[DIRECTION]:
Write each line of the material exactly as given, from the top through the line that contains "flex h-[1200px] w-[568px]", and omit all pictures.
▼▼▼
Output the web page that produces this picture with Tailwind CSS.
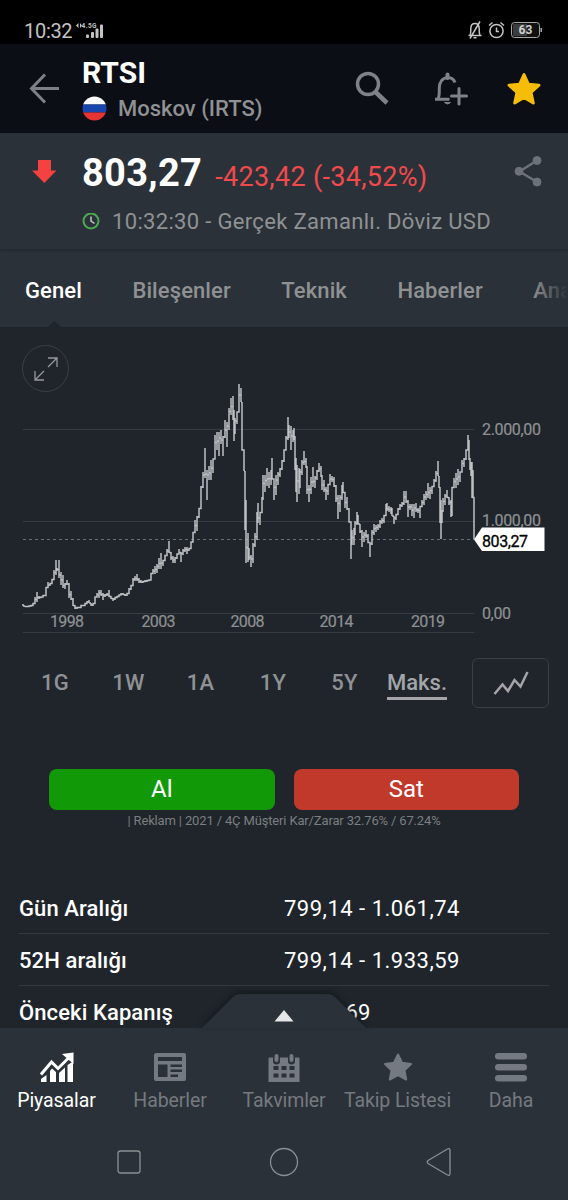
<!DOCTYPE html>
<html lang="tr">
<head>
  <meta charset="UTF-8">
  <meta name="viewport" content="width=device-width, initial-scale=1.0">
  <title>RTSI - Moskov (IRTS)</title>
  <script src="https://cdn.jsdelivr.net/npm/@tailwindcss/browser@4"></script>
</head>
<body class="bg-[#1f252b]">
  <div class="relative flex h-[1200px] w-[568px] flex-col overflow-hidden bg-[#1f252b] font-['Roboto',sans-serif] text-[#8f9193]">

    <!-- Status bar -->
    <div class="flex h-11 shrink-0 items-end justify-between bg-black pr-[25px] pb-[4px] pl-6 text-[#c4c4c4]">
      <div class="flex items-end">
        <span class="text-[20px] leading-[18px] tracking-[-0.3px]">10:32</span>
        <svg class="ml-1 h-[18px] w-[30px]" viewBox="0 0 30 18" fill="#c4c4c4">
          <path d="M2.500 1v5L0 3.500zM4 1v5l2-2.500z" />
          <text x="5.500" y="5.500" font-size="6.500" font-weight="700" textLength="15">4.5G</text>
          <rect x="10" y="12.500" width="3" height="3.500" rx="1" />
          <rect x="15" y="10" width="3" height="6" rx="1" />
          <rect x="19.500" y="6.500" width="3" height="9.500" rx="1" />
          <rect x="24" y="2.500" width="3" height="13.500" rx="1" />
        </svg>
      </div>
      <div class="flex items-center gap-[5px]">
        <svg class="h-5 w-4" viewBox="0 0 16 20" fill="none" stroke="#c4c4c4" stroke-width="1.500">
          <path d="M1.500 15.500h13M3 15.500c.8-1.500.8-4 .8-7C3.800 5 5.800 3.500 8 3.500s4.200 1.500 4.200 5c0 3 0 5.500.8 7M6.500 17.800h3M13 1.500L3 18.500" />
        </svg>
        <svg class="h-5 w-[17px]" viewBox="0 0 17 20" fill="none" stroke="#c4c4c4" stroke-width="1.500">
          <circle cx="8.500" cy="11" r="6.600" />
          <path d="M8.500 7.500V11.500H11M1 5.500L4.500 2.500M16 5.500L12.500 2.500" />
        </svg>
        <svg class="h-5 w-[33px]" viewBox="0 0 33 20">
          <rect x="1.500" y="2.500" width="28" height="15" rx="3" fill="#111" stroke="#a8a8a8" />
          <path d="M4 4h13v12H4q-1 0-1-1V5q0-1 1-1z" fill="#3c3c3c" />
          <rect x="30.500" y="8" width="1.500" height="4" fill="#a8a8a8" />
          <text x="15.500" y="14.200" text-anchor="middle" font-size="12" font-weight="700" fill="#d0d0d0">63</text>
        </svg>
      </div>
    </div>

    <!-- App header -->
    <header class="flex h-[89px] shrink-0 items-center bg-[#0b0e15]">
      <svg class="ml-[29px] h-8 w-8" viewBox="0 0 32 32" fill="none" stroke="#7d8087" stroke-width="3">
        <path d="M30 15.500H3M16 1.500L2.500 15.500L16 29.500" />
      </svg>
      <div class="ml-[21px] w-[260px]">
        <h1 class="pt-[3px] text-[30px] leading-[32px] font-bold text-white">RTSI</h1>
        <div class="mt-[4px] flex h-[30px] items-center">
          <svg class="h-[25px] w-[25px]" viewBox="0 0 25 25">
            <clipPath id="flag"><circle cx="12.500" cy="12.500" r="12" /></clipPath>
            <g clip-path="url(#flag)">
              <rect width="25" height="8.500" fill="#fafafa" />
              <rect y="8.500" width="25" height="8" fill="#1846ae" />
              <rect y="16.500" width="25" height="8.500" fill="#e63434" />
            </g>
          </svg>
          <span class="ml-[11px] pt-[2px] text-[22px] leading-[26px] font-medium">Moskov (IRTS)</span>
        </div>
      </div>
      <svg class="ml-[12px] h-9 w-9" viewBox="0 0 36 36" fill="none" stroke="#7f8289">
        <circle cx="14" cy="13" r="10.500" stroke-width="3.500" />
        <path d="M21.500 21L33 32" stroke-width="4.500" />
      </svg>
      <svg class="ml-[42px] h-9 w-9" viewBox="0 0 36 36" fill="none" stroke="#7f8289" stroke-width="3">
        <path d="M3 28.300H17.500M5.800 28C7.500 26 7.300 22.500 7.300 17.500C7.300 11 10.500 7 15.500 6.500C19.500 6.500 22 8.500 23 11.500" />
        <path d="M15.500 3.500V7" stroke-width="4" stroke-linecap="round" />
        <path d="M12.500 31.500Q15.500 34.500 18.500 31.500z" fill="#7f8289" stroke-width="1" />
        <path d="M27 17.500V33M19.500 25H34.500" stroke-linecap="round" />
      </svg>
      <svg class="ml-[38px] h-9 w-9" viewBox="0 0 36 36" fill="#f6bd08" stroke="#f6bd08" stroke-width="3" stroke-linejoin="round">
        <path d="M18 3.500L22.300 13.200L33 14.200L25 21.300L27.300 32L18 26.400L8.700 32L11 21.300L3 14.200L13.700 13.200z" />
      </svg>
    </header>

    <!-- Quote -->
    <section class="relative z-10 flex h-[116px] shrink-0 bg-[#2b3138] shadow-[0_1px_3px_rgba(0,0,0,0.25)]">
      <svg class="mt-[27px] ml-8 h-6 w-[25px]" viewBox="0 0 25 24" fill="#f44141">
        <path d="M6 0H19V10.500H24.500L12.300 23L0 10.500H6z" />
      </svg>
      <div class="ml-[25px] flex flex-col">
        <div class="flex h-[76px] items-baseline pt-[18px] whitespace-nowrap">
          <span class="text-[38px] leading-[44px] font-bold tracking-[0.3px] text-white">803,27</span>
          <span class="ml-[13px] text-[27px] leading-[44px] tracking-[0.3px] text-[#f04a4c]">-423,42 (-34,52%)</span>
        </div>
        <div class="flex items-center whitespace-nowrap">
          <svg class="h-[18px] w-[18px]" viewBox="0 0 18 18" fill="none">
            <circle cx="9" cy="8" r="7.500" stroke="#4da851" stroke-width="2" />
            <path d="M9 3.500V8L12.500 10.500" stroke="#c4c8c4" stroke-width="1.500" />
          </svg>
          <span class="ml-[12px] text-[22px] leading-[26px] tracking-[0.33px]">10:32:30 - Gerçek Zamanlı. Döviz USD</span>
        </div>
      </div>
      <svg class="absolute top-[22px] right-[26px] h-8 w-7" viewBox="0 0 28 32" fill="#6d7178" stroke="#6d7178">
        <path d="M23 5.500L5.500 16.500L23 27" stroke-width="2.500" fill="none" />
        <circle cx="23" cy="5.500" r="4" /><circle cx="5" cy="16.300" r="4" /><circle cx="23" cy="27" r="4" />
      </svg>
    </section>

    <!-- Tabs -->
    <nav class="relative flex h-[78px] shrink-0 items-center gap-[50.5px] overflow-hidden bg-[#2b3138] pt-[6px] pl-[25px] text-[22px] leading-[26px] font-medium tracking-[0.1px] whitespace-nowrap">
      <span class="text-white">Genel</span>
      <span>Bileşenler</span>
      <span>Teknik</span>
      <span>Haberler</span>
      <span>Analiz</span>
      <div class="absolute top-0 right-0 h-full w-9 bg-linear-to-r from-[#2b3138]/0 to-[#2b3138]"></div>
      <svg class="absolute bottom-0 left-12 h-[6px] w-[13px]" viewBox="0 0 13 6"><path d="M0 6L6.500 0L13 6z" fill="#1f252b" /></svg>
    </nav>

    <!-- Price chart -->
    <section class="relative h-[313px] shrink-0">
      <svg class="h-[313px] w-[568px]" viewBox="0 327 568 313" fill="none">
        <path d="M23 429.500H474M23 521.500H474M23 613.500H474M23 632.500H474" stroke="#373c42" />
        <path d="M23 539.500H474" stroke="#6a6f74" stroke-dasharray="3 3" />
        <path id="series" stroke="#bfc1c3" stroke-width="1.500" />
        <g font-size="16" fill="#8f9193" stroke="#8f9193" stroke-width=".2">
          <text x="50" y="627" textLength="34">1998</text>
          <text x="141.500" y="627" textLength="34">2003</text>
          <text x="230.500" y="627" textLength="34">2008</text>
          <text x="319.500" y="627" textLength="34">2014</text>
          <text x="411" y="627" textLength="34">2019</text>
          <text x="482" y="434.500" textLength="59">2.000,00</text>
          <text x="482" y="526" textLength="59">1.000,00</text>
          <text x="482" y="618.500" textLength="29">0,00</text>
        </g>
        <path d="M474 539.500L482 527.500H544.500V551H482z" fill="#fff" />
        <text x="482" y="546.500" font-size="16" fill="#000" stroke="#000" stroke-width=".3" textLength="46">803,27</text>
      </svg>
      <div class="absolute top-[18px] left-[22px] flex h-[47px] w-[47px] items-center justify-center rounded-full border border-[#3d3f47] bg-[#20242b]">
        <svg class="h-6 w-6" viewBox="0 0 24 24" fill="none" stroke="#96989b" stroke-width="1.300">
          <path d="M14 1H23V10M23 1L14 10M1 14V23H10M1 23L10 14" />
        </svg>
      </div>
    </section>

    <!-- Time ranges -->
    <section class="flex h-[86px] shrink-0 items-center text-[22px] leading-[26px] font-medium tracking-[0.3px]">
      <div class="grid w-[387px] shrink-0 grid-cols-[110px_37px_107px_38px_95px] pb-px text-center whitespace-nowrap">
        <span>1G</span>
        <span class="-mx-2">1W</span>
        <span>1A</span>
        <span class="-mx-2">1Y</span>
        <span class="pl-[10px]">5Y</span>
      </div>
      <span class="mt-[1px] mr-[25px] h-[33px] w-[60px] shrink-0 border-b-[3px] border-[#a3a5a8] pt-[3px] tracking-normal text-[#a3a5a8]">Maks.</span>
      <div class="flex h-[50px] w-[77px] shrink-0 items-center justify-center rounded-md border border-[#3a3f46]">
        <svg class="h-6 w-9" viewBox="0 0 36 24" fill="none" stroke="#a3a5a8" stroke-width="2.500">
          <path d="M1.500 23L9.500 13.500L15 20L21.500 9L27.500 15.500L34.500 1" />
        </svg>
      </div>
    </section>

    <!-- Trade buttons -->
    <section class="mt-[43px] shrink-0 px-[49px]">
      <div class="grid grid-cols-2 gap-[19px] text-center text-[24px] leading-[40px] text-white">
        <div class="h-[41px] rounded-lg bg-[#129908]">Al</div>
        <div class="h-[41px] rounded-lg bg-[#c1392b]">Sat</div>
      </div>
      <p class="mt-[3px] text-center text-[13px] leading-4 tracking-[-0.15px] whitespace-nowrap text-[#7c7e80]">| Reklam | 2021 / 4Ç Müşteri Kar/Zarar 32.76% / 67.24%</p>
    </section>

    <!-- Summary -->
    <dl class="mx-[19px] mt-[53px] shrink-0 text-[22px] leading-[26px] tracking-[0.5px] text-white">
      <div class="flex h-[52px] items-center border-b border-[#343940] pt-[2px]">
        <dt class="w-[265px] font-medium tracking-[0.1px]">Gün Aralığı</dt><dd>799,14 - 1.061,74</dd>
      </div>
      <div class="flex h-[52px] items-center border-b border-[#343940] pt-[2px]">
        <dt class="w-[265px] font-medium tracking-[0.1px]">52H aralığı</dt><dd>799,14 - 1.933,59</dd>
      </div>
      <div class="flex h-[52px] items-center pt-[2px]">
        <dt class="w-[265px] font-medium tracking-[0.1px]">Önceki Kapanış</dt><dd class="tracking-[0.3px]">1.226,69</dd>
      </div>
    </dl>

    <!-- Bottom bar -->
    <footer class="absolute inset-x-0 bottom-0 h-[207px]">
      <svg class="h-[35px] w-[568px] drop-shadow-[0_-2px_3px_rgba(0,0,0,0.35)]" viewBox="0 0 568 35">
        <path d="M0 35H202L233 4Q236 1 241 1H327Q332 1 335 4L366 35H568V36H0z" fill="#2b3138" />
        <path d="M284 17L293.500 28.500H274.500z" fill="#e4e6e8" />
      </svg>
      <div class="h-[172px] bg-[#2b3138]">
        <div class="grid h-[86px] grid-cols-[113px_114px_114px_113px_114px] pt-6 text-center text-[19.5px] leading-6 tracking-[-0.1px] whitespace-nowrap text-[#757980]">
          <div class="flex flex-col items-center gap-[7px] text-white">
            <svg class="h-[30px] w-[34px]" viewBox="0 0 34 30">
              <path d="M1 22.500L11.500 10L18 16.500L29 5.500" fill="none" stroke="#fff" stroke-width="3" />
              <path d="M22 2L33.500 .5V12z" fill="#fff" />
              <path d="M1 27L6.500 23V30H1zM10 19L12 16.500L16 20V30H10zM19 21L25 15.500V30H19zM27.500 13L33 9.500V30H27.500z" fill="#fff" />
            </svg>
            <span>Piyasalar</span>
          </div>
          <div class="flex flex-col items-center gap-[7px]">
            <svg class="h-[30px] w-8" viewBox="0 0 32 30">
              <path fill="#757980" fill-rule="evenodd" d="M2 1H30Q32 1 32 3V27Q32 29 30 29H2Q0 29 0 27V3Q0 1 2 1zM4 5V9H28V5zM4 12.500V25H13.500V12.500zM16.500 12.500V15H28V12.500zM16.500 17.500V20H28V17.500zM16.500 22.500V25H24V22.500z" />
            </svg>
            <span>Haberler</span>
          </div>
          <div class="flex flex-col items-center gap-[7px]">
            <svg class="h-[30px] w-8" viewBox="0 0 32 30">
              <rect x=".5" y="5.500" width="31" height="25" rx="1" fill="#757980" />
              <path d="M8.500 4V9M23.500 4V9" stroke="#2b3138" stroke-width="7" stroke-linecap="round" />
              <path d="M8.500 4V8M23.500 4V8" stroke="#757980" stroke-width="4" stroke-linecap="round" />
              <path d="M5.500 14h5v4h-5zM13.500 14h5v4h-5zM21.500 14h5v4h-5zM5.500 21.500h5v4h-5zM13.500 21.500h5v4h-5zM21.500 21.500h5v4h-5z" fill="#2b3138" />
            </svg>
            <span>Takvimler</span>
          </div>
          <div class="flex flex-col items-center gap-[7px]">
            <svg class="h-[30px] w-[30px]" viewBox="0 0 30 30" fill="#757980" stroke="#757980" stroke-width="2" stroke-linejoin="round">
              <path d="M15 2.500L19 10.800L28 12L21.500 18.300L23.200 27.500L15 23.200L6.800 27.500L8.500 18.300L2 12L11 10.800z" />
            </svg>
            <span>Takip Listesi</span>
          </div>
          <div class="flex flex-col items-center gap-[7px]">
            <svg class="h-[30px] w-8" viewBox="0 0 32 30" fill="#757980">
              <rect y="1" width="32" height="6.500" rx="3.200" />
              <rect y="12" width="32" height="6.500" rx="3.200" />
              <rect y="23" width="32" height="6.500" rx="3.200" />
            </svg>
            <span>Daha</span>
          </div>
        </div>
        <div class="flex items-center pt-[33px]">
          <svg class="ml-[117px] h-[30px] w-6" viewBox="0 0 24 30" fill="none" stroke="#8b8f93" stroke-width="1.300"><rect x="1" y="4" width="22" height="22" rx="2.500" /></svg>
          <svg class="ml-[128px] h-[30px] w-[30px]" viewBox="0 0 30 30" fill="none" stroke="#8b8f93" stroke-width="1.300"><circle cx="15" cy="15" r="13.500" /></svg>
          <svg class="ml-[127px] h-[30px] w-[26px]" viewBox="0 0 26 30" fill="none" stroke="#8b8f93" stroke-width="1.300" stroke-linejoin="round"><path d="M2 13.500L21.500 2Q24 1 24 3.500V26.500Q24 29 21.500 28L2 16.500Q.5 15 2 13.500z" /></svg>
        </div>
      </div>
    </footer>
  </div>

  <script>
    // x, high, low of each bar
    const bars = `23 604 606,25 606 607,27 606 607,29 606 607,31 605 606,33 603 606,35 597 604,37 592 602,39 596 599,41 597 598,43 596 597,46 588 595,48 582 587,50 584 586,52 579 583,54 570 580,56 560 575,57 568 571,59 560 578,61 572 585,63 575 588,65 583 589,67 580 585,69 583 598,71 591 600,73 598 606,75 605 609,77 607 609,79 607 608,81 605 608,83 605 606,85 603 606,87 601 604,89 600 603,91 603 606,93 604 606,95 597 603,97 593 597,99 590 598,101 590 596,103 593 600,105 594 597,107 593 596,109 590 596,111 597 599,113 598 601,115 597 600,117 596 598,119 595 597,121 593 595,123 593 595,125 594 596,127 594 596,129 588 593,131 585 590,133 578 586,135 576 581,137 574 581,139 578 583,141 580 583,143 581 583,145 580 582,147 580 582,149 580 581,151 574 580,153 569 573,155 566 574,157 564 573,159 558 569,161 553 569,163 560 566,165 555 561,167 549 556,169 541 553,171 552 560,173 556 563,175 557 563,177 555 559,179 549 553,181 552 562,183 549 555,185 547 552,187 547 554,189 549 551,191 543 548,193 533 541,195 520 532,197 516 531,199 508 518,201 486 509,203 472 488,205 448 478,207 470 500,209 466 480,211 460 480,213 463 473,215 435 455,217 432 450,219 432 456,221 430 444,223 436 456,225 420 438,227 422 447,229 408 430,231 398 415,233 396 420,234 410 441,235 418 434,237 412 424,239 384 412,241 388 402,242 402 440,244 460 471,245 471 530,246 500 563,248 533 562,249 548 560,251 555 567,253 543 563,255 533 547,257 512 540,258 503 523,260 513 525,262 497 512,263 475 500,265 475 492,267 468 486,269 472 488,271 470 485,272 458 478,274 480 500,276 475 495,278 472 485,280 468 477,282 460 470,284 450 462,286 436 450,288 417 440,289 425 438,291 426 450,293 430 442,294 428 440,295 436 470,296 458 492,297 465 502,299 468 494,300 469 488,302 460 475,304 451 465,306 458 468,307 466 494,309 485 502,311 477 494,313 467 487,315 476 488,317 470 480,319 463 472,321 466 477,322 475 490,324 480 492,326 487 500,328 484 495,330 474 485,332 476 482,334 477 487,336 485 502,338 495 519,340 495 512,342 485 500,343 482 490,345 495 508,347 497 510,349 508 520,351 524 559,352 530 545,354 528 545,355 521 535,357 512 525,358 515 524,360 524 533,362 530 547,364 532 542,366 530 538,368 534 542,370 543 557,372 530 545,374 524 535,376 525 532,378 524 530,380 520 528,382 518 524,384 516 523,386 504 515,387 503 511,389 506 512,391 507 514,392 508 516,394 516 524,396 515 520,398 508 514,400 504 510,402 502 507,404 491 505,406 491 503,408 500 517,410 504 510,412 504 516,414 504 518,416 503 512,418 508 513,420 507 518,422 500 506,424 494 505,426 491 500,428 483 498,430 487 499,432 486 494,434 479 487,436 471 482,438 461 476,439 476 488,440 487 523,441 500 539,442 510 523,443 498 512,445 494 505,447 490 498,449 497 505,451 500 517,452 490 516,454 478 485,456 473 488,458 469 485,460 472 482,462 460 472,464 458 467,466 450 460,468 435 450,469 440 460,470 458 470,471 462 476,472 462 498,473 470 497,474 498 539`
      .split(',').map(bar => bar.split(' ').map(Number));

    // neighbouring bars are joined halfway through their overlap
    document.getElementById('series').setAttribute('d', bars.map(([x, high, low], i) => {
      const next = bars[i + 1];
      const bar = `M${x} ${high}V${low}`;
      if (!next) return bar;
      const join = (Math.max(high, next[1]) + Math.min(low, next[2])) / 2;
      return `${bar}M${x} ${low}V${join}H${next[0]}V${next[1]}`;
    }).join(''));
  </script>
</body>
</html>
▲▲▲
[SOLVED PROBLEM]:
Output the web page that produces this picture with Tailwind CSS.
<!DOCTYPE html>
<html lang="tr">
<head>
  <meta charset="UTF-8">
  <meta name="viewport" content="width=device-width, initial-scale=1.0">
  <title>RTSI - Moskov (IRTS)</title>
  <script src="https://cdn.jsdelivr.net/npm/@tailwindcss/browser@4"></script>
</head>
<body class="bg-[#1f252b]">
  <div class="relative flex h-[1200px] w-[568px] flex-col overflow-hidden bg-[#1f252b] font-['Roboto',sans-serif] text-[#8f9193]">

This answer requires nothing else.